05-26-2004, 06:45 PM
Originally posted by canuck1
I guess that I do everything wrong.
I drive on and off the trailer, I drive through real shallow/sandy water in forward and reverse, I drive over the odd sand bar with my foot barried in the pedal, I don't cover my intake on the road, all my blocks are cement filled, I run a car pan, I only flush the motor when I pull them from the boat....DAMM.... they still run:cool:
Too funny canuck. You'd better knock that crap off!
I had a set of the rubber freeze plugs and spit one out at about 60 mph. Man did that bilge fill up quick!

LVjetboy
05-27-2004, 11:12 AM
Crazy canucks. Why worry about sand with bigger things to do like cleaning beaver out of your pump.
:)
jer

LakesOnly
05-28-2004, 07:38 AM
Another issue that was only lightly touched on is that with the recuced cooling capacity of the lower end, oil temps shoot up. And in jet boats, oil temp is already high to begin with.
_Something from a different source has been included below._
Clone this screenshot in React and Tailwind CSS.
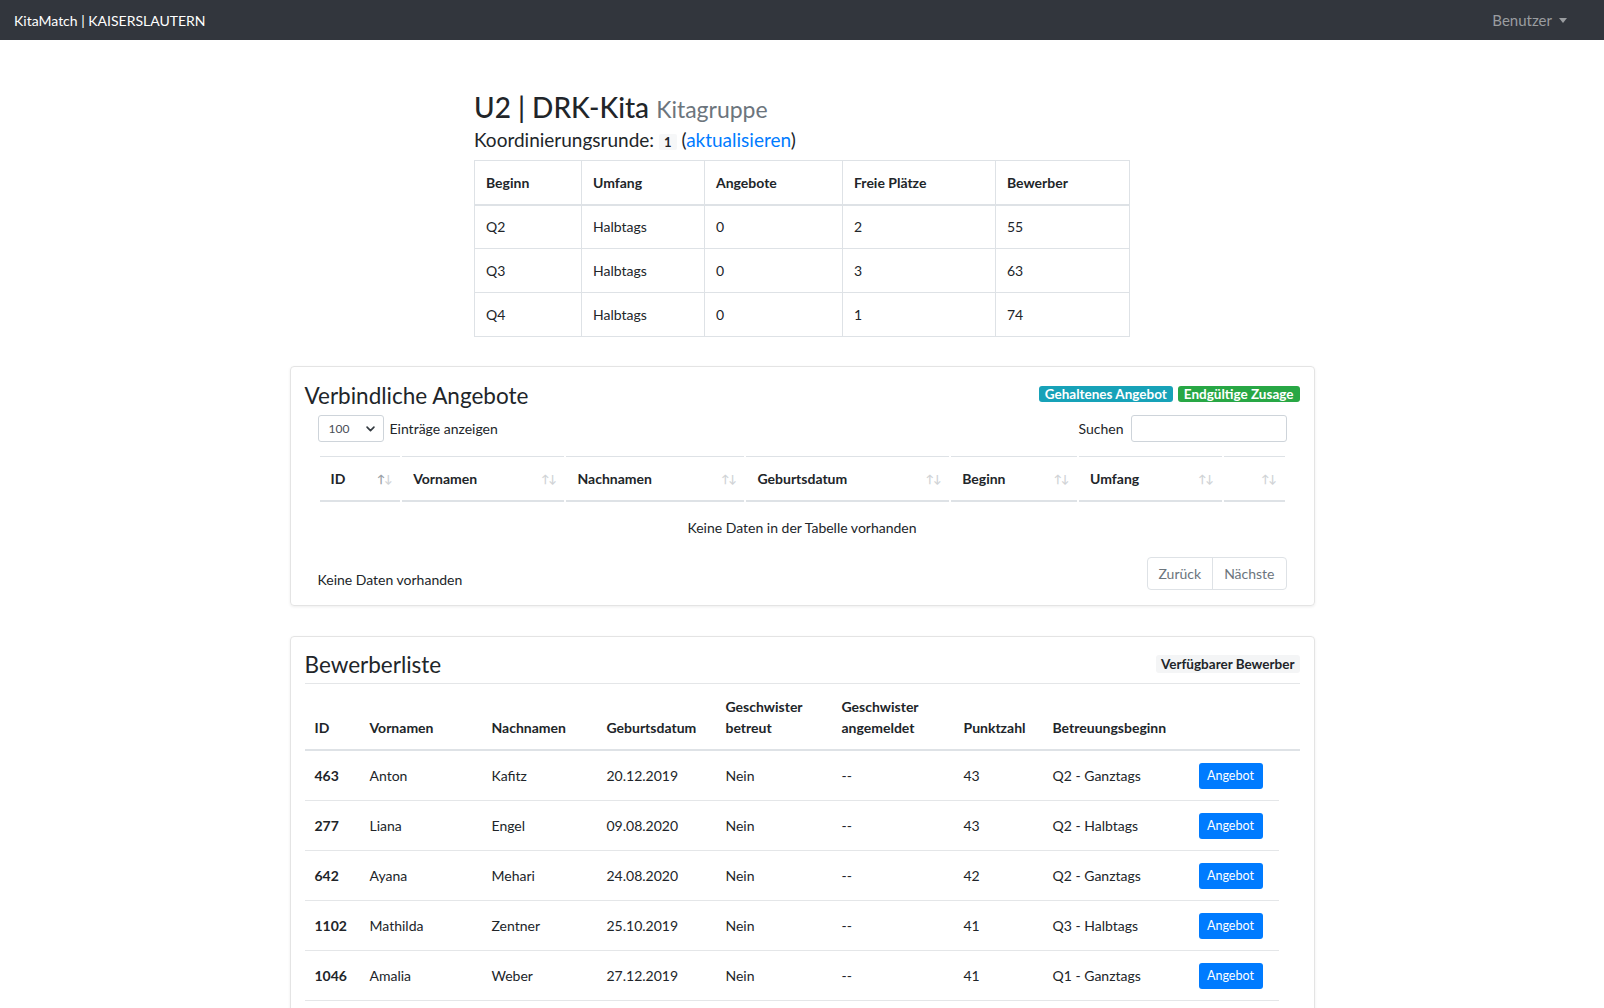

This is of course also true with blocks that have been hard-blok'd...
In terms of more even water coolong, Blown472 has his water lines entering into his block though the drain plugs on each side of the cylinder bank...I think he tapped oversize to the next size NPT fitting. Water enters from the very bottom of the block, in the center of each cylinder bank.
LO

drysumpjet
05-28-2004, 10:25 AM
Lakes,
I was thinking of introducing cooling water in the block drains too but my 502 block has siameased cylinders thought that it would be better if the added water feeds are placed further rearward. I know my approach isn't perfect but introducing supplemental water thru the rearmost freezeplugs results in the feed for the left bank is between cylinders 5&7, and for the right bank, between cylinders 6&8. Note I am still also suppling water in the stock front locations too.
Maybe someday I will take temperature readings with an infrared thermometer on my "cooling modified" engine and other typical "cooling stock" jetboats while underway. Might be interesting, especially getting chewed up by the blower belt, then getting more jet boat merit badges from the headers!

quiet riot
05-28-2004, 08:52 PM
I used to use a sandtrap like amer turb man said but found that I didn't drain it enough when running rivers anyways so it still went through the engine so I just removed it and started flushing the cooling after running shallow water.
On the new motor I built a self draining aluminum heat exhanger that seems to be working pretty good so far. Haven't run rivers yet as I'm still tuning in the new motor but I think the sand and debree thing (as well as saltwater and corrosion) will be taken care of for me now.
The sand trap would prob work well for you guys that just occasionally run over shallow stuff or beach things, as long as you drain it after each incident.